* Goal: Say how many lines contain "index"; the answer is the number alone.

START Dataset rows

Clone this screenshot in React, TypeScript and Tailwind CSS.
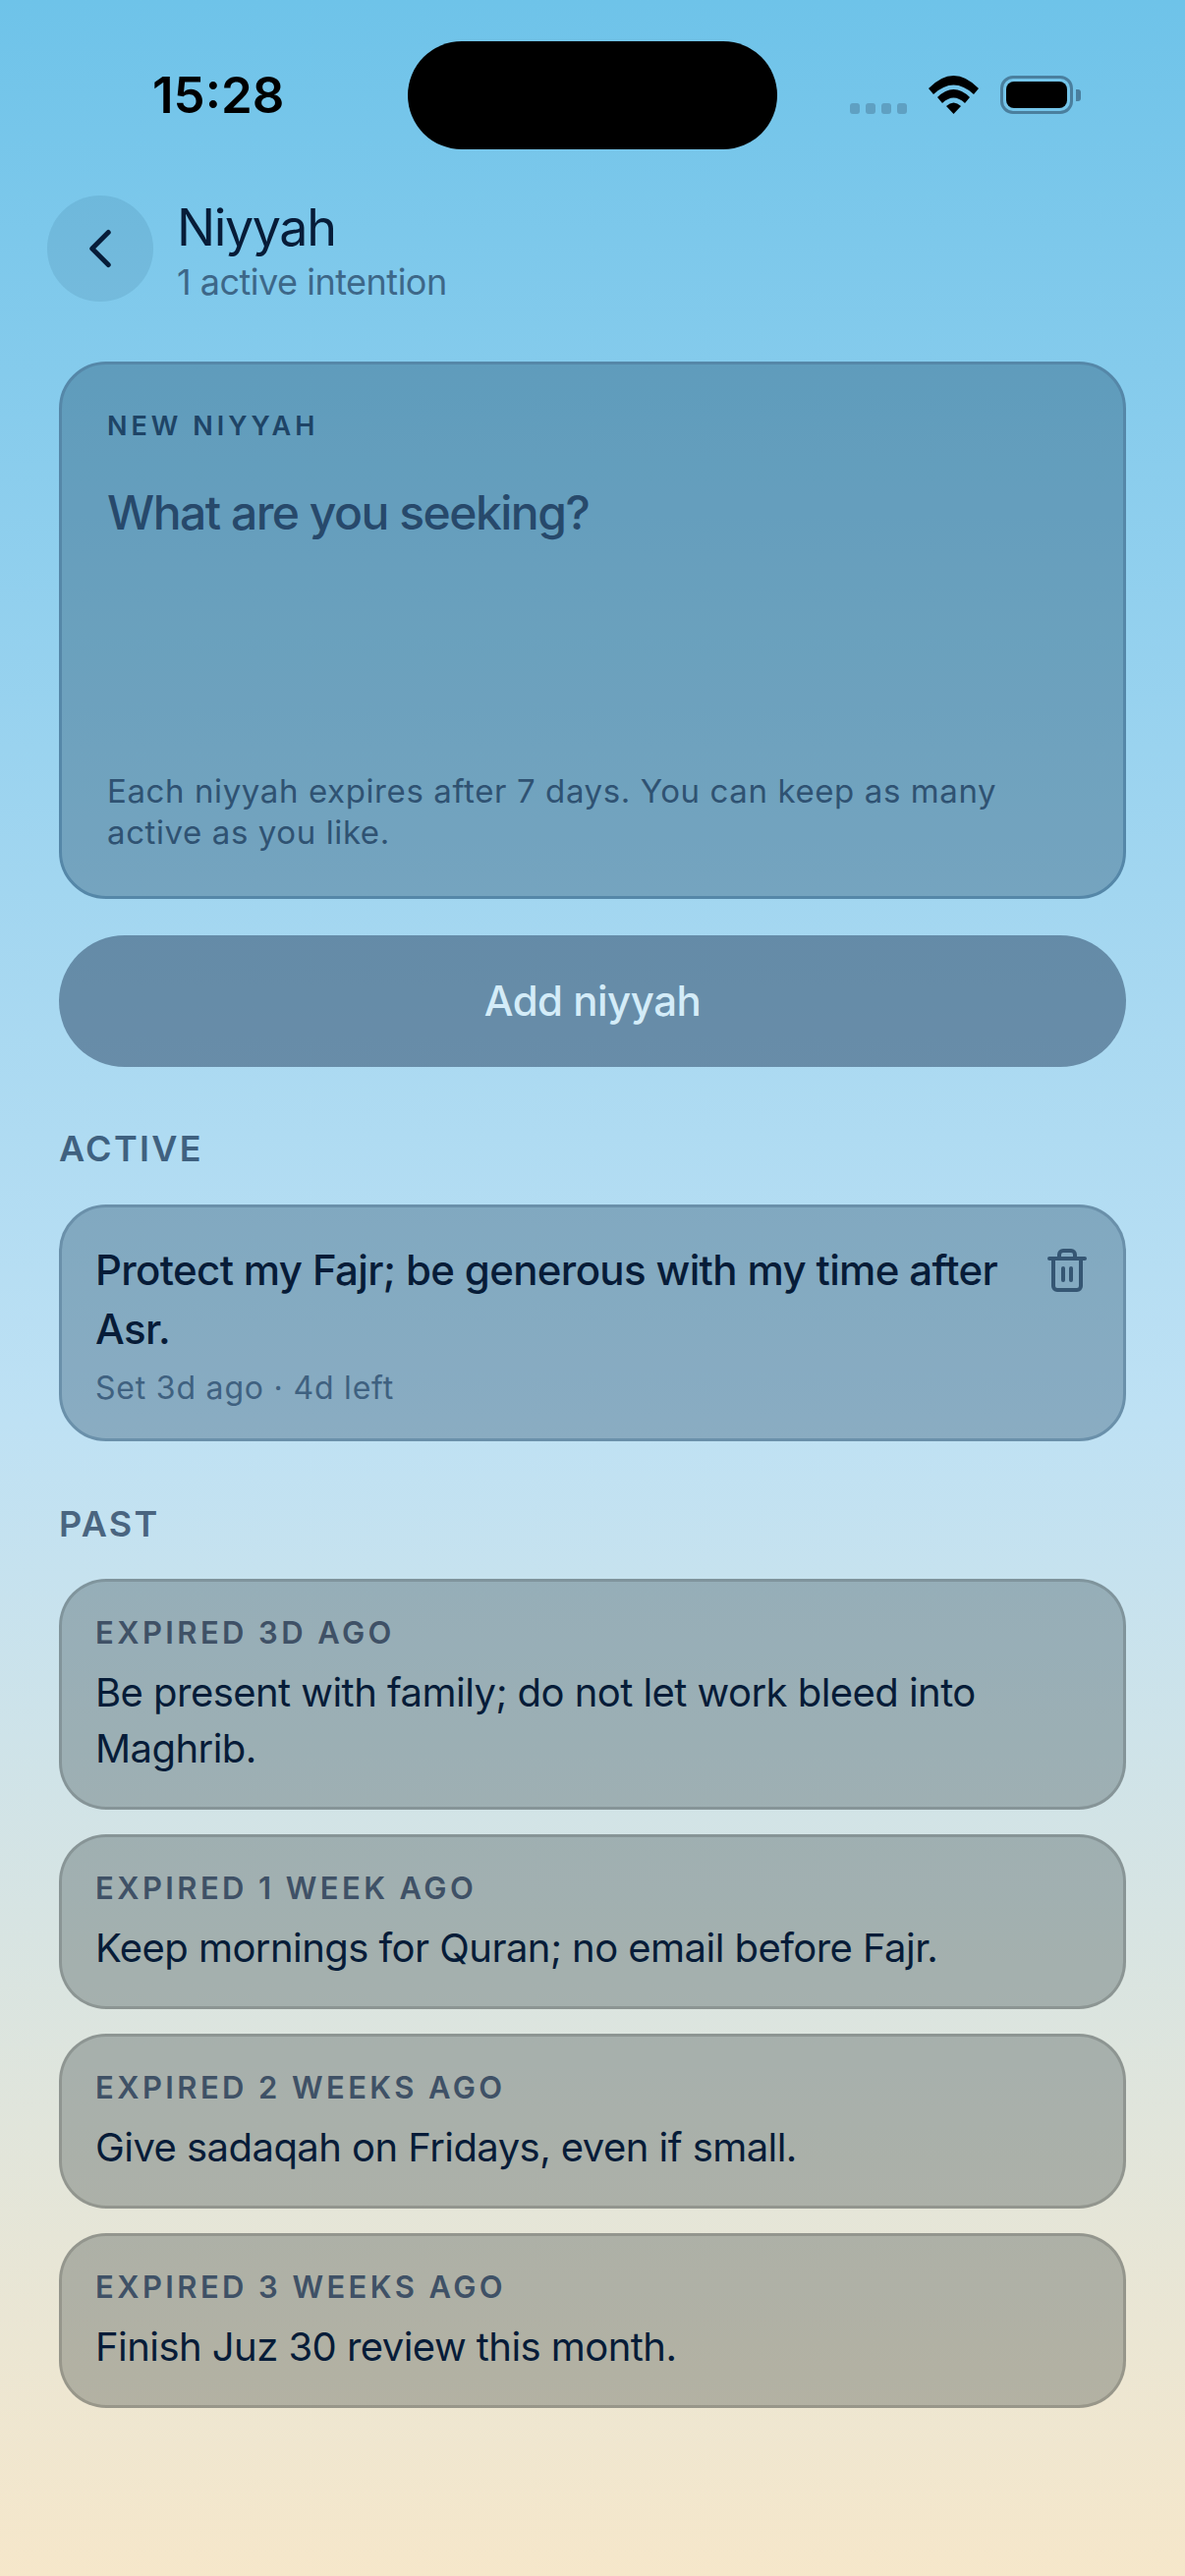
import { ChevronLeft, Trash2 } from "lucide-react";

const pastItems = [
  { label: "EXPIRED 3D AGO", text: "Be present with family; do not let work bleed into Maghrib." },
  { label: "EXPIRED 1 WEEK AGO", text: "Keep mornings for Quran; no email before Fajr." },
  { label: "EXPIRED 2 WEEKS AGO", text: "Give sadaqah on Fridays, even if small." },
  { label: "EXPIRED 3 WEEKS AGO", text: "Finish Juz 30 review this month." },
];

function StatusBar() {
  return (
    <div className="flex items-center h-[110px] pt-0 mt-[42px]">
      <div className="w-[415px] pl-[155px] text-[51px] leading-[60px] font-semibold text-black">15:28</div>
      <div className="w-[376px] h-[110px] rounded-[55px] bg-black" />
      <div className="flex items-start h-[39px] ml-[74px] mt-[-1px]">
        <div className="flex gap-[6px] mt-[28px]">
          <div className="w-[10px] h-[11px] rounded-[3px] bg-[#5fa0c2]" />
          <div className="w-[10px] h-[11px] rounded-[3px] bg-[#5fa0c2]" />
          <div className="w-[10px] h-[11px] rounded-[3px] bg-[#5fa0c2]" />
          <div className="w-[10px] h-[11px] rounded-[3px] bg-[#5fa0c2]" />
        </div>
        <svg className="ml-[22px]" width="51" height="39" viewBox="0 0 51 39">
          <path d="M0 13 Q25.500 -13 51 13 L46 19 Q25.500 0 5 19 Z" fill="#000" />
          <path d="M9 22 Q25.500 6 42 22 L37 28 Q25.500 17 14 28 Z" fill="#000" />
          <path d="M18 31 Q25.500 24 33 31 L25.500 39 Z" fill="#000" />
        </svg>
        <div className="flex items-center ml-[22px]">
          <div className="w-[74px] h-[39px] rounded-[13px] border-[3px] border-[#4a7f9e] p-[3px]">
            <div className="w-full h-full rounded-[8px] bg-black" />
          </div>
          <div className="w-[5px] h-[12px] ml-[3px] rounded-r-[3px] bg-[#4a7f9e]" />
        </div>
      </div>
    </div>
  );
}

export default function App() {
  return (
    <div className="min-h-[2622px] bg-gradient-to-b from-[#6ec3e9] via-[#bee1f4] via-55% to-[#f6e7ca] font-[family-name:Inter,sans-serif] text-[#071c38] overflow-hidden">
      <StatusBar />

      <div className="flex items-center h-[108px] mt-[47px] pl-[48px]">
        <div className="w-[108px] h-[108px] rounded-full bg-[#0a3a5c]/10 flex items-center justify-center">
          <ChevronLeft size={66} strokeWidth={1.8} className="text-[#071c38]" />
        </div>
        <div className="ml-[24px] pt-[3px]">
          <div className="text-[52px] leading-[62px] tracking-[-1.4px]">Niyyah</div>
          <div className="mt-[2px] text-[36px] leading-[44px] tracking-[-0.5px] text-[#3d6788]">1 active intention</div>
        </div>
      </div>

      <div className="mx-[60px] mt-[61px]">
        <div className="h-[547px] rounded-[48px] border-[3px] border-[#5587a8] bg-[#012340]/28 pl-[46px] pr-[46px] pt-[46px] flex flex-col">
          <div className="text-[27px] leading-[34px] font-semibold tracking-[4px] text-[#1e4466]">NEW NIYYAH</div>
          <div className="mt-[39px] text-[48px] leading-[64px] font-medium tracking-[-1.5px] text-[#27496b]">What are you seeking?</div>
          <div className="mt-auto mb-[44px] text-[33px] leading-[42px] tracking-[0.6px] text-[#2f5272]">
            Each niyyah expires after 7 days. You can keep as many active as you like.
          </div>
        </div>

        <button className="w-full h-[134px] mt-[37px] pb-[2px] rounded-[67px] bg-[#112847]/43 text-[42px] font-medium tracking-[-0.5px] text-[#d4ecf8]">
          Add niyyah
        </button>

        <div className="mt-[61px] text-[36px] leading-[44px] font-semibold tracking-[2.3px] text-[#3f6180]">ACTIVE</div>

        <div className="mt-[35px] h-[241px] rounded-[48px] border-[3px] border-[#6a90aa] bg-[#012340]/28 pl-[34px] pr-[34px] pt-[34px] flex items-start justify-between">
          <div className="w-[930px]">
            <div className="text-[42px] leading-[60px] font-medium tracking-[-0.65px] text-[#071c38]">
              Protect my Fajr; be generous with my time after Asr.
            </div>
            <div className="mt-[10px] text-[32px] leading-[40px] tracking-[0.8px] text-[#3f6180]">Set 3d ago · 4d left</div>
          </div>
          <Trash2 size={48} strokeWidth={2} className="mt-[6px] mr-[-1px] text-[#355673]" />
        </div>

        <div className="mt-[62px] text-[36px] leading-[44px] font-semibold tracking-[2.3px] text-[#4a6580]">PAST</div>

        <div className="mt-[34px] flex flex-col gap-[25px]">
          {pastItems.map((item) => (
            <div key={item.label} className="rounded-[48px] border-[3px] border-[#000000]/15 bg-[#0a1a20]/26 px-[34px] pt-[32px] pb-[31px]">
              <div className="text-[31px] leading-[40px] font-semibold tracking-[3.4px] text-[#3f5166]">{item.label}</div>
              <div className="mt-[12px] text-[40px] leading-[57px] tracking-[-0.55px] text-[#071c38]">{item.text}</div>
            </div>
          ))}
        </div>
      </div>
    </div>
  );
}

END Dataset rows
START Dataset rows

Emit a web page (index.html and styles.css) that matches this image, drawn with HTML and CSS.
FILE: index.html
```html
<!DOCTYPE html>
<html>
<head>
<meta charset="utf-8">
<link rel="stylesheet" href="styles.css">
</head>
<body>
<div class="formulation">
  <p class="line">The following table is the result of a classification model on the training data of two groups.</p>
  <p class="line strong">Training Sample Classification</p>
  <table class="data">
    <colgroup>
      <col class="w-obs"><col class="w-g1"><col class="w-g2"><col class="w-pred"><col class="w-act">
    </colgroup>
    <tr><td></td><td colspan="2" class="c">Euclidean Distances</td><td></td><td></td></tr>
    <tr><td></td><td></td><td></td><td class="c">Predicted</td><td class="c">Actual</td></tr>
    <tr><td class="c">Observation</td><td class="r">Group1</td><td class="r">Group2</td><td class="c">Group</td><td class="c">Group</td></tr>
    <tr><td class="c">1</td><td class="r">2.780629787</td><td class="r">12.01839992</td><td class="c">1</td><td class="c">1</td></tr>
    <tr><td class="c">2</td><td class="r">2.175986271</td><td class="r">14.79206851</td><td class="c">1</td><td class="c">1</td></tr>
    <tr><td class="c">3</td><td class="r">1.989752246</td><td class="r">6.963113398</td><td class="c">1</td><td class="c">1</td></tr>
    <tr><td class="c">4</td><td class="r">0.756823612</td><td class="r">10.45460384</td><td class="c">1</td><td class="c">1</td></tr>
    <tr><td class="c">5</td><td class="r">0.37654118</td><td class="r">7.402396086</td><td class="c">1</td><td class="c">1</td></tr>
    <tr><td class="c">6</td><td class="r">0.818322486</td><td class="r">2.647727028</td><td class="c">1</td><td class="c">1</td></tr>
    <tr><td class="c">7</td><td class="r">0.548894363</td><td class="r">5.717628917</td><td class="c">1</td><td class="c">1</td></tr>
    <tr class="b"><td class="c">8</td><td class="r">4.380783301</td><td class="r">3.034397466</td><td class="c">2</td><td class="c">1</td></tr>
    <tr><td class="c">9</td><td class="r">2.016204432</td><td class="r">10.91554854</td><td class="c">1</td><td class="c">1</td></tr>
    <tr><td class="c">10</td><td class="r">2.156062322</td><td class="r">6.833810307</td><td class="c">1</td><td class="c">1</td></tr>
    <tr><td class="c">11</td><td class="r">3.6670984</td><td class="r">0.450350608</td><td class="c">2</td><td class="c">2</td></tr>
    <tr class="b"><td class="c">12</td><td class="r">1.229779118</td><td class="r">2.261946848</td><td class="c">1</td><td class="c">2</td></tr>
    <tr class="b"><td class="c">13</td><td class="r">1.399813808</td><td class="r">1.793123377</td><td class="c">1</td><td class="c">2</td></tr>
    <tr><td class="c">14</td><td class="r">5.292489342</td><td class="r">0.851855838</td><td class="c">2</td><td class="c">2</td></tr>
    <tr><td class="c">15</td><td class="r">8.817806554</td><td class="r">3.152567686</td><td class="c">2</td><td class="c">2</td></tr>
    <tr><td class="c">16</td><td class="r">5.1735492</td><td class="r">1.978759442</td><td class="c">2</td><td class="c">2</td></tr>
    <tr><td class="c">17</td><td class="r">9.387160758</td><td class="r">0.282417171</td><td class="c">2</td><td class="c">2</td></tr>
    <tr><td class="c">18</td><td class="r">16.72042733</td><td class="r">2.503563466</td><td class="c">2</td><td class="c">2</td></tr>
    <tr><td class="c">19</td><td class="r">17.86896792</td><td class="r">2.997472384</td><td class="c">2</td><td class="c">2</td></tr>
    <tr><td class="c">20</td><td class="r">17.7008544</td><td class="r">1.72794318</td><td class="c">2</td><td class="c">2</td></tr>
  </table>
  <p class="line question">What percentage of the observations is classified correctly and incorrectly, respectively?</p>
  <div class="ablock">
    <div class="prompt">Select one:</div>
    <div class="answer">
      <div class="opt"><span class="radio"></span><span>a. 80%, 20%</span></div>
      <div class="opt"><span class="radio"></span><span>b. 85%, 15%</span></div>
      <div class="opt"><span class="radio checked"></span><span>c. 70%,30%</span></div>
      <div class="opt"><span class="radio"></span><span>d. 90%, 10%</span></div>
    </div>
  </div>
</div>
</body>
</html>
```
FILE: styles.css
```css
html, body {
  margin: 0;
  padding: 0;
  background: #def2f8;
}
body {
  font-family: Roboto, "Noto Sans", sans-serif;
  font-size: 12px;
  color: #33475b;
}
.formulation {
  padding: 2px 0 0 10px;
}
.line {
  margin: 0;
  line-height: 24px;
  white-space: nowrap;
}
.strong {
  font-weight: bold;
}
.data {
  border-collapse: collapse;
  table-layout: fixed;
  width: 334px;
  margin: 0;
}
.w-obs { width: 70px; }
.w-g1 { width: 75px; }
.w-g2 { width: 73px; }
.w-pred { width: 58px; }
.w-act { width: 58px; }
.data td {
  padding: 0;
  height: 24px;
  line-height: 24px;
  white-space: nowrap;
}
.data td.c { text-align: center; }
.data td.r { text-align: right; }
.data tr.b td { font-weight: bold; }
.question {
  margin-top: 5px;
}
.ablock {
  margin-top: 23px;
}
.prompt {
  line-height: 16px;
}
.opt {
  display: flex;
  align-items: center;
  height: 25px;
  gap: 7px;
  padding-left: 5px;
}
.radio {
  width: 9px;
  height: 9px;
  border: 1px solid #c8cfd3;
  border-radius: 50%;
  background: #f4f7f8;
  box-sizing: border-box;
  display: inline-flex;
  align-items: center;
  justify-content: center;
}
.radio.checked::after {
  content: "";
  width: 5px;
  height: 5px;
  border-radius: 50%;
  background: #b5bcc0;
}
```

END Dataset rows
START Dataset rows

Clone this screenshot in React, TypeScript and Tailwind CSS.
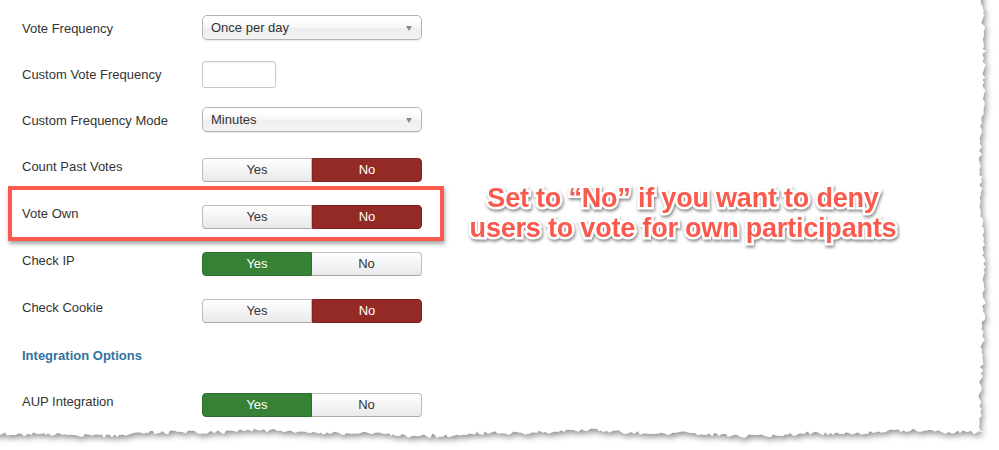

END Dataset rows

* Result below: 2